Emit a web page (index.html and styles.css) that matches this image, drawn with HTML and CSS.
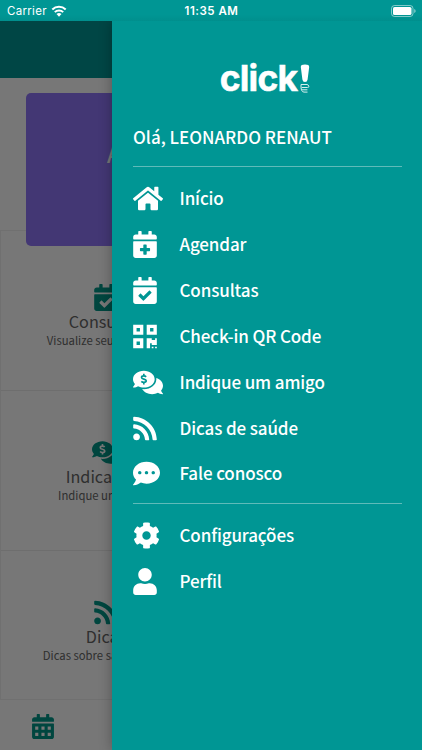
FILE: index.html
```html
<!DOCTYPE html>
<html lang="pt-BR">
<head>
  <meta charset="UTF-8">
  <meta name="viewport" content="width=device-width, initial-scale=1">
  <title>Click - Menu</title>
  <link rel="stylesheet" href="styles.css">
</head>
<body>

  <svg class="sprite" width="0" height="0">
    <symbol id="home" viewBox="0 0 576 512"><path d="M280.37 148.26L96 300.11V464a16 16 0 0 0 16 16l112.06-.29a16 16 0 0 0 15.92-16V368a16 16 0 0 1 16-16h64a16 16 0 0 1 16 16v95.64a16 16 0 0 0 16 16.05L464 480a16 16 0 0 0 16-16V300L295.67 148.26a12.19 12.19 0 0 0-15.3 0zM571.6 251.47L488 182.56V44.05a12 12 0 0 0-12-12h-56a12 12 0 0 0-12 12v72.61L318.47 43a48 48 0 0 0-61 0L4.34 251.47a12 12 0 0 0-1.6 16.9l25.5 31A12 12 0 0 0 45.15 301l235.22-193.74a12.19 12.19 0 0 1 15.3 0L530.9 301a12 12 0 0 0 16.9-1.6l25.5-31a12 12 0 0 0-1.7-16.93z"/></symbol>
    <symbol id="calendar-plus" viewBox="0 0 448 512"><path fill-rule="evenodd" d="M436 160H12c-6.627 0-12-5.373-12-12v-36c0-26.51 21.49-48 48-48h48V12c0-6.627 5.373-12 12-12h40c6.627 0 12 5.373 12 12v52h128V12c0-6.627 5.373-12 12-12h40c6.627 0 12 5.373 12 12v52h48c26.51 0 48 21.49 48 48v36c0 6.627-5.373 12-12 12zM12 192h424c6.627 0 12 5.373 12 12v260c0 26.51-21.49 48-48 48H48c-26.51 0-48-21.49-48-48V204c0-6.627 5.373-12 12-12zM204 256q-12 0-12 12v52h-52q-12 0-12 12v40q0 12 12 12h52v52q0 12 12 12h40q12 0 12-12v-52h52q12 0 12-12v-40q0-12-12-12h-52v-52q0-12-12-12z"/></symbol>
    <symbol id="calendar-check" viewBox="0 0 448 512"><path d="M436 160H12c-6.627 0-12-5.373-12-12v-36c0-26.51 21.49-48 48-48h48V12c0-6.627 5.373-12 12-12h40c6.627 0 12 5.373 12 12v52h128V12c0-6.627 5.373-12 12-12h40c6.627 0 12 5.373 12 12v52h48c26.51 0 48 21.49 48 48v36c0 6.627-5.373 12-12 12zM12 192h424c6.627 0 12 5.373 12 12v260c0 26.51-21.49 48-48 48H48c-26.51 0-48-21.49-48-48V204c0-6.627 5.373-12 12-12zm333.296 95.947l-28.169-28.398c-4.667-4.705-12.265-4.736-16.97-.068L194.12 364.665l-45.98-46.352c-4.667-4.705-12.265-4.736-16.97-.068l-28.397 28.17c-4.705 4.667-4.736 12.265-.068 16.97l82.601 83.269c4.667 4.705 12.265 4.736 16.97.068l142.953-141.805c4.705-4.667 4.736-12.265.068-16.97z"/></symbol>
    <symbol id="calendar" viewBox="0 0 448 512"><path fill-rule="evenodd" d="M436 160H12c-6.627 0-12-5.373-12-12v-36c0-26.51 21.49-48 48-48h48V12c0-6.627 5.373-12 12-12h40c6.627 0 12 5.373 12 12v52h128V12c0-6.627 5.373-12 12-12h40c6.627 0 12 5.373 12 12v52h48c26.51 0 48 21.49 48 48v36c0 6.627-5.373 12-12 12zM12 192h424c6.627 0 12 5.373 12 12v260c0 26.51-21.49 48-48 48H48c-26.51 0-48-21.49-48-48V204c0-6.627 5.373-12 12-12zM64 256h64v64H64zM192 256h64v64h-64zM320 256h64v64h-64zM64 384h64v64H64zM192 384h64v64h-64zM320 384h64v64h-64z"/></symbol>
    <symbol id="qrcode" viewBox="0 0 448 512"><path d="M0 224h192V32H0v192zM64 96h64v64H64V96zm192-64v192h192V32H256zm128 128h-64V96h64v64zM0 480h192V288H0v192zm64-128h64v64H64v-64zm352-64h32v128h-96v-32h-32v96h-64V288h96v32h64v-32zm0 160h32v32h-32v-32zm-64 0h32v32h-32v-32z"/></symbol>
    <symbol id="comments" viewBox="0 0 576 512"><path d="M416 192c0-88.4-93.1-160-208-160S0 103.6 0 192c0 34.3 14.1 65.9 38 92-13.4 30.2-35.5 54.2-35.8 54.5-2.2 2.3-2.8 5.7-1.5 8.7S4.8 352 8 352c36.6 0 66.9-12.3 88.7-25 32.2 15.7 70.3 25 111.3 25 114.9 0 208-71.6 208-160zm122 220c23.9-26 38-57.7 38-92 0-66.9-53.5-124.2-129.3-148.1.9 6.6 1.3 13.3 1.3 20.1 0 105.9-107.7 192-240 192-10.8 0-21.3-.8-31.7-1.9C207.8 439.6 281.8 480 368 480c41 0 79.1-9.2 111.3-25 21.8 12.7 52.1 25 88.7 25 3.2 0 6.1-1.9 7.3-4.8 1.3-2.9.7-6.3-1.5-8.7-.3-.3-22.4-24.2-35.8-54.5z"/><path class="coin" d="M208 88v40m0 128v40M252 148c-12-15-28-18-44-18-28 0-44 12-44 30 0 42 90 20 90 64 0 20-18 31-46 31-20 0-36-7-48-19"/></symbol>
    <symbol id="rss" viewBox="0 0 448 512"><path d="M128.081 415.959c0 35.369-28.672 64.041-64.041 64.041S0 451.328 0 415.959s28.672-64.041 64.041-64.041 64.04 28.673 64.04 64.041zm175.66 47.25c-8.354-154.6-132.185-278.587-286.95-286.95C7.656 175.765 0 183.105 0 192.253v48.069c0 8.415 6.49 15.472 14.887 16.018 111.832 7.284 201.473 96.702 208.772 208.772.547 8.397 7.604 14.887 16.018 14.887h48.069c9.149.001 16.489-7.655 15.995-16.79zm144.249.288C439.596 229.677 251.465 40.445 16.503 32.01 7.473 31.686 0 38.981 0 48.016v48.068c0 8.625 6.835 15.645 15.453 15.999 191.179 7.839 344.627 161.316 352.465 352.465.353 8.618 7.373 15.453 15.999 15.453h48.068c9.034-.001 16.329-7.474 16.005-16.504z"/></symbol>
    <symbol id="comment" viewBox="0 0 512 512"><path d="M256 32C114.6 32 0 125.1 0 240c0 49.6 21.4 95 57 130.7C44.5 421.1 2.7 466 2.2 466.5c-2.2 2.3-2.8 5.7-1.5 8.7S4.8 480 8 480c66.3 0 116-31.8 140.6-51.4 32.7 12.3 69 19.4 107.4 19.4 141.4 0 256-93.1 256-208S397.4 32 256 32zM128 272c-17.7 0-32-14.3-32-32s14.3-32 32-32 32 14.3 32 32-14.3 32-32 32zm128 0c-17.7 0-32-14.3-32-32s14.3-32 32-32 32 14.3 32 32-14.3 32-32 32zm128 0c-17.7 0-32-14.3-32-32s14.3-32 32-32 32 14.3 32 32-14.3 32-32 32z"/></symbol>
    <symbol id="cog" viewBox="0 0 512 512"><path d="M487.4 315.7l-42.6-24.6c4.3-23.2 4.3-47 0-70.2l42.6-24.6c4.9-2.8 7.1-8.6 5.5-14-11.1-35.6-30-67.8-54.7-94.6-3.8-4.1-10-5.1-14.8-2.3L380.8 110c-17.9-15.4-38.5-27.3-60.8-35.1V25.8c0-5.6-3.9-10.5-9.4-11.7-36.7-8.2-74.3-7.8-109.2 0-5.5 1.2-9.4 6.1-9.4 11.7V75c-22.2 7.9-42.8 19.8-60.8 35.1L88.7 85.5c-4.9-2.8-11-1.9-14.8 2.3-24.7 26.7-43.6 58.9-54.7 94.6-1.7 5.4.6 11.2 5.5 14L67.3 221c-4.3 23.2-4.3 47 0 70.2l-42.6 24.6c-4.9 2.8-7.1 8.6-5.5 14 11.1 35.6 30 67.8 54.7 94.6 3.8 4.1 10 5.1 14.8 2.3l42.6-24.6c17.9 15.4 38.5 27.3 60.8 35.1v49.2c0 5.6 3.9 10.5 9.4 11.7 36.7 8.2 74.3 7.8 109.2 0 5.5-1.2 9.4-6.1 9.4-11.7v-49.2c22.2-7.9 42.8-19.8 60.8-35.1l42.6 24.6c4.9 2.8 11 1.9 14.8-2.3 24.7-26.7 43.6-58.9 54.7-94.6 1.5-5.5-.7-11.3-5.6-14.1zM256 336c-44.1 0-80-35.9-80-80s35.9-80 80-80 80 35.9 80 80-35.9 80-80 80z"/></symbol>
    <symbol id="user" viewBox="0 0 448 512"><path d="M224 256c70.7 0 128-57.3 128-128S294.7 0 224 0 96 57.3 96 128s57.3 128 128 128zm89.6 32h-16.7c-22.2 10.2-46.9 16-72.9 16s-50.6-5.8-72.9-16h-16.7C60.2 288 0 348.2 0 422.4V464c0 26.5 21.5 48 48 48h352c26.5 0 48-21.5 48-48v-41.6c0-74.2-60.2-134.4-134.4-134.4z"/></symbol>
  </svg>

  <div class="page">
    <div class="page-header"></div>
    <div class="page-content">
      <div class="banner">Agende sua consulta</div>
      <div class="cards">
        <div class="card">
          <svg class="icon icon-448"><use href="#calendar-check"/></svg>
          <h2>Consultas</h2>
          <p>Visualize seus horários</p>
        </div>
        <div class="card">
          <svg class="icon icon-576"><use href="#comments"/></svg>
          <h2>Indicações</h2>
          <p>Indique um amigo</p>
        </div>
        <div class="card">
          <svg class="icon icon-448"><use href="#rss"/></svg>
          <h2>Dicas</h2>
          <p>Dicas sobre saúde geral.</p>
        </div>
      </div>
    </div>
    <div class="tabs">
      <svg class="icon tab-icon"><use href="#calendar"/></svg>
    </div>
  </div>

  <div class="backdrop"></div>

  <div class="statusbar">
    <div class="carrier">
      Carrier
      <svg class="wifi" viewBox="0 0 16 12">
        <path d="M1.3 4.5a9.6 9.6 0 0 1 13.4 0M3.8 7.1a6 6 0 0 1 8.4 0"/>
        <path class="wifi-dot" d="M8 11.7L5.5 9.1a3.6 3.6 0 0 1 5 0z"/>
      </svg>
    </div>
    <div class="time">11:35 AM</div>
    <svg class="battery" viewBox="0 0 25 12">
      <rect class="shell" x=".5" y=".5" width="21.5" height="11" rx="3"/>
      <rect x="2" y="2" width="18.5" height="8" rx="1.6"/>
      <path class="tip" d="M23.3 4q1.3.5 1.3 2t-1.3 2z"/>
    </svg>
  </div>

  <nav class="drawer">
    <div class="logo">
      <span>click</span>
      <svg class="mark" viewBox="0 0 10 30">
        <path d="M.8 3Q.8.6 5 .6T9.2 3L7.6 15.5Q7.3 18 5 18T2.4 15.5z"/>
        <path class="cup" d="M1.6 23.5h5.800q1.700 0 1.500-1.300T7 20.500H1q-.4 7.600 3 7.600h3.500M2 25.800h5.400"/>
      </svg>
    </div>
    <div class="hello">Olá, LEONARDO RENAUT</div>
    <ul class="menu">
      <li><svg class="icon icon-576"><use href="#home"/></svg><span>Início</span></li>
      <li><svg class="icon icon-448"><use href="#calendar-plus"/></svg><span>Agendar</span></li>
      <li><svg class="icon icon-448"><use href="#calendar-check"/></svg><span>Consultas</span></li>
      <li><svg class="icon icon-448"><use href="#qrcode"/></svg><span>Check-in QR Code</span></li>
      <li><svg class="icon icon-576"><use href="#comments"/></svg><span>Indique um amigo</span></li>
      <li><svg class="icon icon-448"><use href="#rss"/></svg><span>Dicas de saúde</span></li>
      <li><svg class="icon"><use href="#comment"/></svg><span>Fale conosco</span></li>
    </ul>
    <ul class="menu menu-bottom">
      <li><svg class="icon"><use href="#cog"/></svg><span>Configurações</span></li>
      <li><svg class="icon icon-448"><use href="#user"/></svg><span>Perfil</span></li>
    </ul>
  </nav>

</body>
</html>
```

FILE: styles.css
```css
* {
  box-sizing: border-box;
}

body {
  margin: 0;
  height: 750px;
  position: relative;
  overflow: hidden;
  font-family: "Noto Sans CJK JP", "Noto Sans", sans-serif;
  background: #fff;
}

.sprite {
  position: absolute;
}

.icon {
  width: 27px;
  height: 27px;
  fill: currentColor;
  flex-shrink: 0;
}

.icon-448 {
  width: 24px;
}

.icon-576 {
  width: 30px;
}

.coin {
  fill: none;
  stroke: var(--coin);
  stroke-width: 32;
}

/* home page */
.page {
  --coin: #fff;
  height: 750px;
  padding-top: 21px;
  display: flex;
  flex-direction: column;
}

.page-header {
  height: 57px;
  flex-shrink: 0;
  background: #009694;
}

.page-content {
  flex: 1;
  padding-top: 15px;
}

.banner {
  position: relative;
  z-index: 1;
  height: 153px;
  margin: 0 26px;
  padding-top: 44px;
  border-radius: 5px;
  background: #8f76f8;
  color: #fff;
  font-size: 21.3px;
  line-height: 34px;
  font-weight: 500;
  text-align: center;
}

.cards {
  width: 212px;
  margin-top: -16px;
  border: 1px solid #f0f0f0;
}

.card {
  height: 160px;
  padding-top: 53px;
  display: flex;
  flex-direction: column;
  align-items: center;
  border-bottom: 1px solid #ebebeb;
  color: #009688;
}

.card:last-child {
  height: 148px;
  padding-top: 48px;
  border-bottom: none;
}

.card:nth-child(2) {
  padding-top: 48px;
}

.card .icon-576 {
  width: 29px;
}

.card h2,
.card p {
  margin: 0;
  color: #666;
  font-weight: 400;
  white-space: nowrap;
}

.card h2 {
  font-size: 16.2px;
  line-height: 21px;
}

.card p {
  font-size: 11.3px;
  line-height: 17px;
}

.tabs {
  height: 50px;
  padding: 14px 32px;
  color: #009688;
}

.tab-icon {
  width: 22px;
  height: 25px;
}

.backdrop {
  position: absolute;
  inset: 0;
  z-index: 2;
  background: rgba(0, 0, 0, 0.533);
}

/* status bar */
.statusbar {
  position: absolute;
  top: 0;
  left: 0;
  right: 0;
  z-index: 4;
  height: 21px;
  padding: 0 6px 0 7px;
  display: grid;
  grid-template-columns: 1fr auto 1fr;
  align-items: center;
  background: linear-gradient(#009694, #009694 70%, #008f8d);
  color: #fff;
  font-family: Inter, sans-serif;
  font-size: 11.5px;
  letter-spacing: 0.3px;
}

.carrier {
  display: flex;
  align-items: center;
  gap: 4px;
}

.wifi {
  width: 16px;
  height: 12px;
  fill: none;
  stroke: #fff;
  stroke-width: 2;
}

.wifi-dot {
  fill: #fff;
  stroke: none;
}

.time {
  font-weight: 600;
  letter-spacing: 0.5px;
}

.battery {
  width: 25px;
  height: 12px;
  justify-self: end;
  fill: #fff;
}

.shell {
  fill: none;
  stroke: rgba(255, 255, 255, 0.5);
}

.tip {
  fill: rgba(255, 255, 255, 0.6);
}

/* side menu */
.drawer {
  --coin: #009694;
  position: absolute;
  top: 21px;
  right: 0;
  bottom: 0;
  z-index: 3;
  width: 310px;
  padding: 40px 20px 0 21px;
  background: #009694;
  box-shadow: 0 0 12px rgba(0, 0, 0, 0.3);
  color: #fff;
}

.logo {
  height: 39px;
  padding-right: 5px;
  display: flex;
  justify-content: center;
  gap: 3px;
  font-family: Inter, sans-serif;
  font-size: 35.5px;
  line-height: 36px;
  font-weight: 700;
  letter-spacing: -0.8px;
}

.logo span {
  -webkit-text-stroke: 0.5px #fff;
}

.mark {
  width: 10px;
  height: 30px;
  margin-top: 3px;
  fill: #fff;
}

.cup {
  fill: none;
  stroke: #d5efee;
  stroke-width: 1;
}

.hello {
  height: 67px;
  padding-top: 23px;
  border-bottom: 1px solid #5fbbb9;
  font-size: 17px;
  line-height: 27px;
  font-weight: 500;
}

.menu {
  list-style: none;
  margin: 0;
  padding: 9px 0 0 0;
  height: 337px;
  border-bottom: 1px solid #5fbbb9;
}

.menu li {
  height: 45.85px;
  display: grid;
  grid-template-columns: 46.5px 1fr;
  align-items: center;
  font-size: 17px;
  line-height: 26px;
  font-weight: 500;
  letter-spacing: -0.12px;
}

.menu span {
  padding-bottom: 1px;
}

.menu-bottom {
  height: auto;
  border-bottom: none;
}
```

**THE EXERCISE**
Give a single number: the count of lines above that include the word "page".

**RESPONSE TO THE TASK**
8